- Born: Milka Catherine Dagmar Andrejevich-Miloradovich January 21, 1897 Spokane, Washington, U.S.
- Died: October 27, 1972 (aged 75) New York City, United States
- Occupations: Soprano; cookbook author; investment fund councillor;

= Milo Miloradovich =

American soprano and writer (1897–1972)

Milo Miloradovich (January 21, 1897 – October 27, 1972) was an American soprano opera singer, cookbook author and investment fund councillor.

== Early life and education ==
Miloradovich was born to mother Emma (1858–1946) and Serbian father Dušan Miloradović (1856–1928).
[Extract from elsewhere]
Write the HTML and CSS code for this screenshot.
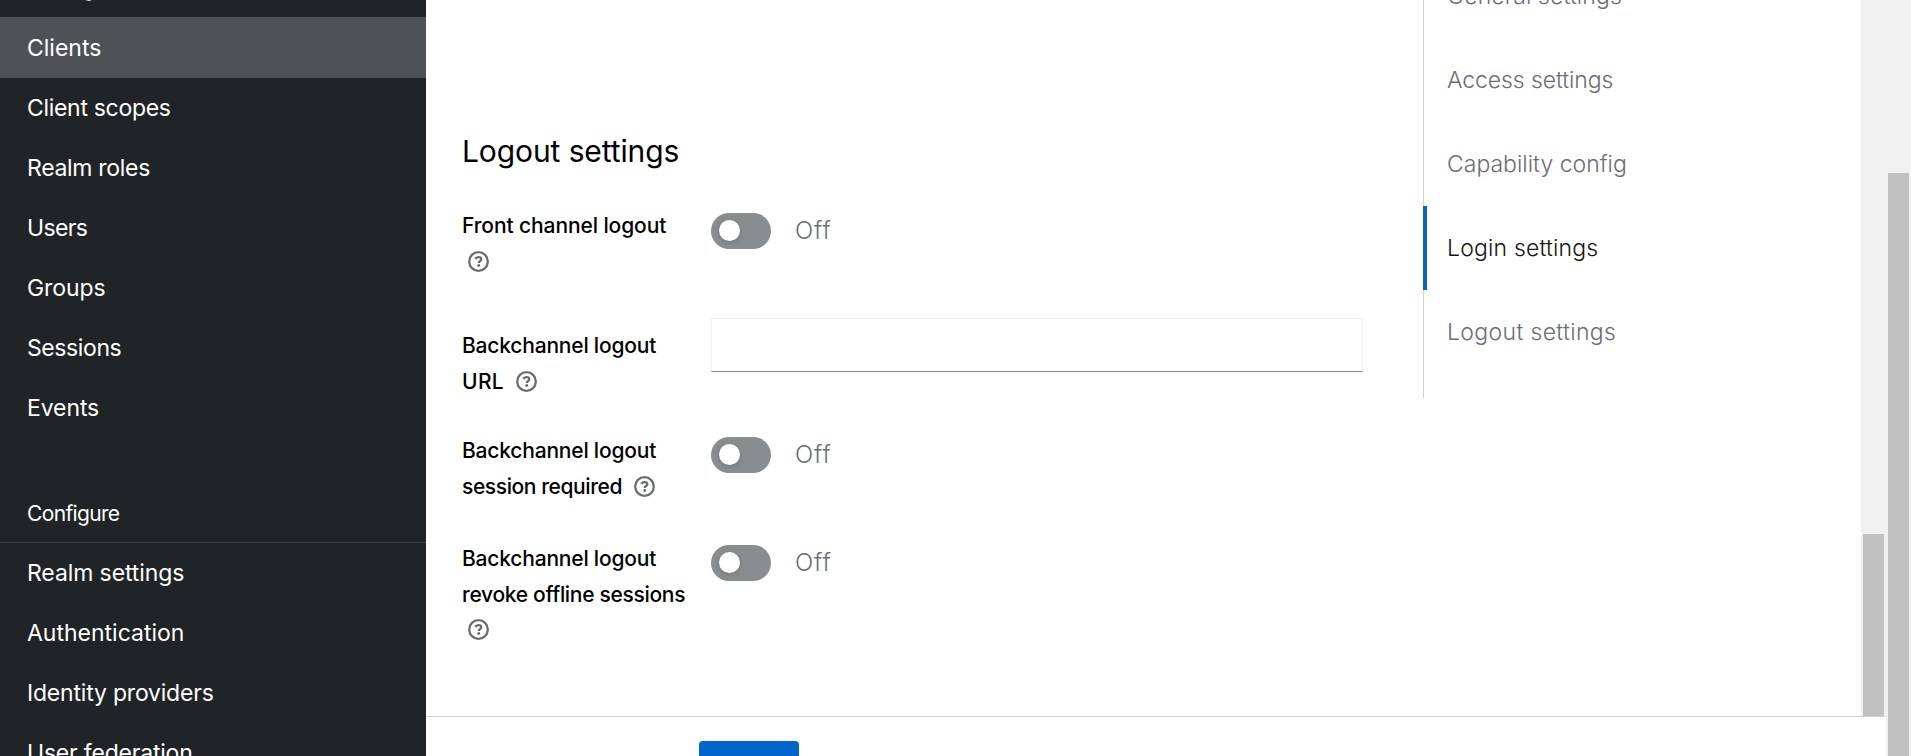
FILE: index.html
```html
<!DOCTYPE html>
<html lang="en">
<head>
<meta charset="utf-8">
<title>Client settings</title>
<link rel="stylesheet" href="styles.css">
</head>
<body>
<svg class="sprite" aria-hidden="true">
  <symbol id="help" viewBox="0 0 21 21">
    <circle cx="10.5" cy="10.5" r="9.3" fill="none" stroke="#6a6e73" stroke-width="2.3"/>
    <path d="M7.5 8.2C8 6.8 9.1 6.2 10.5 6.2C12.2 6.2 13.3 7 13.3 8.3C13.3 10.1 10.7 9.9 10.7 12" fill="none" stroke="#6a6e73" stroke-width="2.3"/>
    <circle cx="10.7" cy="14.5" r="1.45" fill="#6a6e73"/>
  </symbol>
</svg>
<div class="page">
  <nav class="sidebar">
    <h2 class="nav-title nav-title-first"><span>Manage</span></h2>
    <a class="nav-item current"><span>Clients</span></a>
    <a class="nav-item"><span class="tight-3">Client scopes</span></a>
    <a class="nav-item"><span class="tight-3">Realm roles</span></a>
    <a class="nav-item"><span class="tight-6">Users</span></a>
    <a class="nav-item"><span class="tight-1">Groups</span></a>
    <a class="nav-item"><span class="tight-4">Sessions</span></a>
    <a class="nav-item"><span class="tight-1">Events</span></a>
    <h2 class="nav-title"><span>Configure</span></h2>
    <a class="nav-item"><span class="tight-1">Realm settings</span></a>
    <a class="nav-item"><span>Authentication</span></a>
    <a class="nav-item"><span class="tight-2">Identity providers</span></a>
    <a class="nav-item"><span class="tight-2">User federation</span></a>
  </nav>
  <main class="main">
    <div class="scroll-area">
      <section class="form">
        <h1 class="heading">Logout settings</h1>
        <div class="row row-front">
          <div class="label"><span class="tight-1">Front channel logout</span><br><svg class="help"><use href="#help"/></svg></div>
          <div class="switch"><span class="track"><span class="knob"></span></span><span class="off">Off</span></div>
        </div>
        <div class="row row-url">
          <div class="label label-url"><span class="tight-2">Backchannel logout</span><br><span class="wide-4">URL</span> <svg class="help"><use href="#help"/></svg></div>
          <input class="input" type="text" aria-label="Backchannel logout URL">
        </div>
        <div class="row row-session">
          <div class="label label-low"><span class="tight-2">Backchannel logout</span><br><span class="tight-4">session required</span> <svg class="help"><use href="#help"/></svg></div>
          <div class="switch"><span class="track"><span class="knob"></span></span><span class="off">Off</span></div>
        </div>
        <div class="row">
          <div class="label label-low"><span class="tight-2">Backchannel logout</span><br><span class="tight-3">revoke offline sessions</span><br><svg class="help help-up"><use href="#help"/></svg></div>
          <div class="switch"><span class="track"><span class="knob"></span></span><span class="off">Off</span></div>
        </div>
      </section>
      <aside class="jump">
        <a class="jump-item"><span class="wide-1">General settings</span></a>
        <a class="jump-item"><span class="tight-1">Access settings</span></a>
        <a class="jump-item"><span>Capability config</span></a>
        <a class="jump-item active"><span class="wide-2">Login settings</span></a>
        <a class="jump-item"><span class="wide-4">Logout settings</span></a>
      </aside>
      <div class="bar bar-inner"><div class="thumb"></div></div>
    </div>
    <footer class="actions"><button class="save" aria-label="Save"></button></footer>
  </main>
  <div class="bar bar-outer"><div class="thumb"></div></div>
</div>
</body>
</html>
```
FILE: styles.css
```css
* { box-sizing: border-box; }
body {
  margin: 0;
  overflow: hidden;
  background: #fff;
  font-family: Inter, "Open Sans", sans-serif;
  color: #151515;
}
.sprite { display: none; }
.page { display: flex; width: 1911px; height: 756px; overflow: hidden; }

/* letter-spacing helpers */
.tight-1 { letter-spacing: -0.1px; }
.tight-2 { letter-spacing: -0.2px; }
.tight-3 { letter-spacing: -0.31px; }
.tight-4 { letter-spacing: -0.4px; }
.tight-6 { letter-spacing: -0.65px; }
.wide-1 { letter-spacing: 0.12px; }
.wide-2 { letter-spacing: 0.18px; }
.wide-4 { letter-spacing: 0.35px; }

.sidebar { flex: none; width: 426px; background: #212427; color: #fff; overflow: hidden; white-space: nowrap; }
.nav-title {
  display: flex;
  align-items: flex-end;
  height: 105px;
  margin: 0;
  padding: 0 27px 12px;
  border-bottom: 1px solid #3c3f42;
  font-size: 21px;
  line-height: 32px;
  font-weight: 400;
  letter-spacing: -0.65px;
}
.nav-title-first { margin-top: -87px; border-bottom-color: #4f5255; letter-spacing: 0; }
.nav-item { display: flex; align-items: center; height: 60px; padding: 0 27px; font-size: 23px; line-height: 36px; }
.current { background: #4f5255; }

.main { flex: none; display: flex; flex-direction: column; width: 1460px; }
.scroll-area { display: flex; height: 716px; overflow: hidden; }
.form { flex: none; width: 937px; margin-right: 60px; padding: 132px 0 0 36px; }
.heading { height: 40px; margin: 0 0 36px; font-size: 30px; line-height: 39px; font-weight: 400; color: #000; letter-spacing: -0.1px; }
.row { display: flex; align-items: flex-start; }
.row-front { height: 110px; }
.row-url { height: 114px; }
.row-session { height: 108px; }
.label { flex: none; width: 249px; font-size: 21px; line-height: 36px; font-weight: 500; color: #000; white-space: nowrap; }
.label-url { padding-top: 10px; }
.label-low { padding-top: 1px; }
.help { width: 21px; height: 21px; margin-left: 6px; vertical-align: -3px; }
.help-up { vertical-align: -2px; }
.switch { display: flex; align-items: center; height: 36px; margin-top: 5px; }
.track { width: 60px; height: 36px; padding: 7px 8px; border-radius: 18px; background: #8a8d90; }
.knob { display: block; width: 21px; height: 21px; border-radius: 50%; background: #fff; box-shadow: 0 1px 4px rgba(0, 0, 0, .2); }
.off { margin-left: 24px; font-size: 24px; line-height: 36px; font-weight: 300; color: #6a6e73; letter-spacing: 0.9px; }
.input { width: 652px; height: 54px; border: 1px solid #f0f0f0; border-bottom-color: #8a8d90; background: #fff; }

.jump { flex: none; width: 438px; height: 444px; margin-top: -46px; border-left: 1px solid #d2d2d2; }
.jump-item { display: flex; align-items: center; height: 84px; padding-left: 23px; font-size: 23px; font-weight: 300; color: #6a6e73; white-space: nowrap; }
.jump-item.active { margin-left: -1px; padding-left: 20px; border-left: 4px solid #0f62be; color: #151515; }

.bar { flex: none; width: 25px; background: #f0f0f0; }
.thumb { width: 21px; margin-left: 2px; background: #c1c1c1; }
.bar-inner { padding-top: 534px; }
.bar-inner .thumb { height: 182px; }
.bar-outer { padding-top: 173px; }
.bar-outer .thumb { height: 583px; }

.actions { height: 40px; padding: 24px 0 0 273px; border-top: 1px solid #d2d2d2; }
.save { display: block; width: 100px; height: 54px; border: 0; border-radius: 4px; background: #06c; }
```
Miloradovich was educated in America and Europe. She studied music with Marta Sandal and Conal Quirke (1876–1965), then went to Europe with opera director Jacques Coigny. She continued her studies with British baritone and voice coach Horatio Connell (1876–1936), Kurt Schindler, and American pianist and vocal teacher Walter Golde (1887–1963).

== Career ==
She gave her first recital at the Opéra Royal de Wallonie in Liège, Belgium. After coming back from Europe, she continued with her studies in Spokane, Washington.

In 1918, as Emily Miloradovich, she surprised both her friends and audience by her remarkably finished interpretation of Santuzza in the production Cavalleria Rusticana by the Spokane Opera Company. In 1919, Miloradovich left for New York City, where she performed as Maria Milo.

She later sang in various American companies, including Freya (Das Rheingold), Sieglinde (Die Walküre), Woglinde (Götterdämmerung) and Zerlina (Don Giovanni) in 1930 at the Great German Opera Company in Philadelphia, and in 1931 she sang at the Chautaugua Opera Company. Miloradovich won the 1932 Walter W. Naumburg Competition. She was one of the principal singers with the Chicago Grand Opera Company in 1934.

She had a stint as soloist with Harry Emerson Fosdick's Riverside Church in Manhattan. On 12 January 1937, she performed at a gala event in the prestigious Barbizon Hotel for Women in New York City. Throughout the 1930s, she appeared in orchestra concerts and recitals at the Metropolitan Opera and elsewhere in the country.

In the 1940s when her musical career began to wane, she became a popular cookbook author and in the 1950s, she joined R.W. Pressprich & Co., as an investment fund councillor. Later, she joined the Fiduciary Trust Company (later a division of Franklin Templeton).

Miloradovich was a director of the Norcross Wildlife Sanctuary, a member of New York's Advertising Women's Bond Club and the Herbal Society of America.